Coma3 and spherical3 are currently corrected with a precision of 6 and 8 nm rms, but this result could be improved up to the values expected from the interferometric measurements by working on the control matrix, or by adding a real system to actuate the tip, tilt and focus modes. Both coma and tilt modes have a component in cos(θ) in their mathematical expressions, and both focus and spherical aberrations have a component in ρ2. Thus, the generations of these modes are linked and the method used for the tip, tilt and focus handling impacts the correction. In a representative configuration, a five degrees of freedom mechanism will address the three modes. Tip, tilt and focus influence functions will then be real, automatically solving this problem. So, the mismatch between simulations and measurements for these two modes is not due to the active mirror itself but to the current control method. As seen in Sec. 3.1, the interferometric measurements have validated the efficient generation of these modes and, as for the other modes, the performance will be recovered with the new experimental set-up.

In Fig. 11 we present the wavefront shapes before and after the correction of the specified astigmatism3. The residual shape and amplitude are close to the ones expected from simulation (see Fig. 3). For each specified mode, the PSF before and after correction have been recorded, illustrating well the correction. The optical shape of the mirror has been measured with the Fizeau interferometer, constituting another validation of the correction: the measured deformation corresponds well to the injected WFE.

Fig. 11

Astigmatism3 correction: WFE before (147.4 nm rms) and after (3.3 nm rms) correction—Zernike decomposition of the WFEs—point spread function (PSF) before and after correction—Optical shape of the mirror (76.5 nm rms).

OE_52_9_091803_f011.png

In conclusion, the simulated precision of correction is efficiently recovered, which validates the functioning of the correcting mirror within the active loop.

3.2.4.

Expected WFE correction

After having demonstrated the system’s ability to correct each specified mode separately, the correction performance is studied regarding global WFE expected in space telescopes, as defined in Sec. 2.1. In order to perform a statistical study as in Sec. 2.3.2, the linearity of the system must be verified. This is validated by studying influence functions: each influence function amplitude evolves linearly with applied voltage, and the wavefront resulting from the command on several actuators corresponds to the sum of the wavefront resulting from individual commands. So, the experimental mean precision of the MADRAS system is deduced from a statistical study on the correction of 1000 random WFE, representative of a 3-m-class primary mirror deformation in space: 8.2 nm rms, with a standard deviation of 1.8 nm rms. This correction performance is well within the 10 nm rms specification.
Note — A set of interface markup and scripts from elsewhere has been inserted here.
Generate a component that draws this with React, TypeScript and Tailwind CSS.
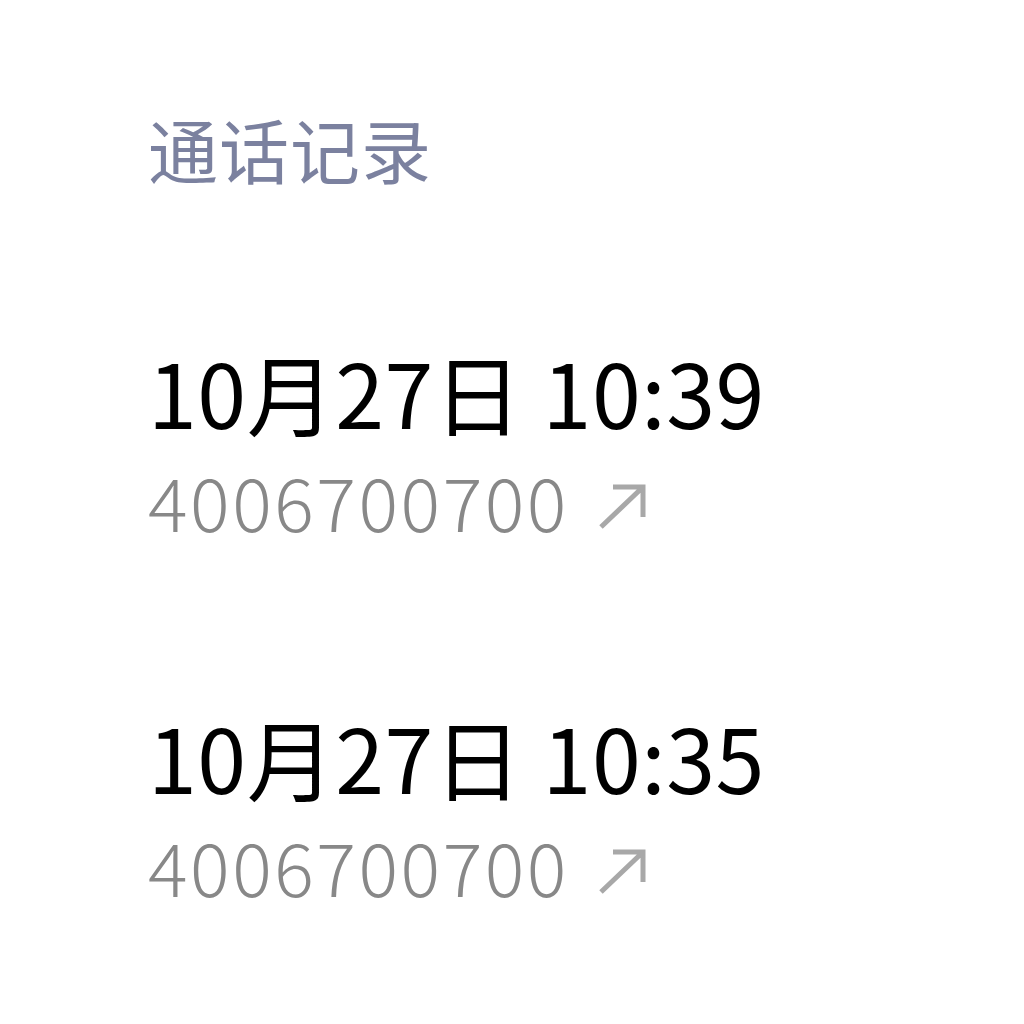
import React from "react";

const font = { fontFamily: '"Noto Sans CJK SC", "Noto Sans", sans-serif' };

function Arrow() {
  return (
    <svg width="56" height="50" viewBox="0 0 56 50" className="ml-[26px] mt-[12px] text-[#a8a8a8]" fill="none">
      <path d="M6 46 L48 6 M18 6 H48 V36" stroke="currentColor" strokeWidth="5" strokeLinecap="butt" strokeLinejoin="miter" />
    </svg>
  );
}

function Entry({ time, phone, first }: { time: string; phone: string; first?: boolean }) {
  return (
    <div className={first ? "mt-[163px]" : "mt-[175px]"}>
      <div className="text-[88px] leading-none text-black font-normal tracking-[0.5px]">{time}</div>
      <div className="mt-[28px] flex items-center text-[74px] leading-none text-[#888888] font-light">
        <span className="tracking-[2.5px]">{phone}</span>
        <Arrow />
      </div>
    </div>
  );
}

export default function App() {
  return (
    <div className="w-[1024px] h-[1024px] bg-white overflow-hidden pl-[148px] pt-[114px]" style={font}>
      <div className="text-[70px] leading-none text-[#7b819f] tracking-[1px]">通话记录</div>
      <Entry time="10月27日 10:39" phone="4006700700" first />
      <Entry time="10月27日 10:35" phone="4006700700" />
    </div>
  );
}
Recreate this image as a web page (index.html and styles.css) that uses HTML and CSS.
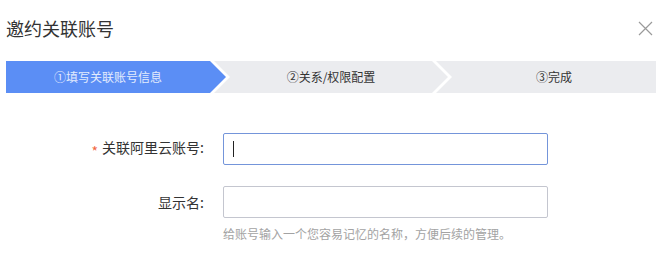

By working on the tip, tilt and focus handling, this performance could be improved to 6.2 nm rms, deduced from the interferometric measurements. To reach this ultimate performance, a real tip, tilt and focus correction will be implemented on the test bench, with a motorized platform.

Finally, an example of random WFE correction is presented in Fig. 12: the injected wavefront is 129 nm rms and the corrected wavefront is 8.6 ±0.5nmrms. Once again, the gain for the PSF measurement is obvious.

Fig. 12

Correction of a random WFE (the given wavefront is an average of 100 measurements, tip, tilt and focus substracted).

OE_52_9_091803_f012.png

4.

Conclusion

The MADRAS project has demonstrated the performance of a correcting mirror dedicated to the compensation of large lightweight primary mirror shape errors in space. Instead of directly maintaining the primary mirror’s optical shape, the correction is performed in the telescope exit pupil plane, allowing a reduction of the number of actuators and active system mass. The developed system has only 24 peripheral actuators, it is 130 mm diameter (for a pupil of 90 mm) and 80 mm high, it weighs 4 kg and has been conceived with regard to operation in space (low power consumption, low CTE, mechanical strength, robustness and reliability).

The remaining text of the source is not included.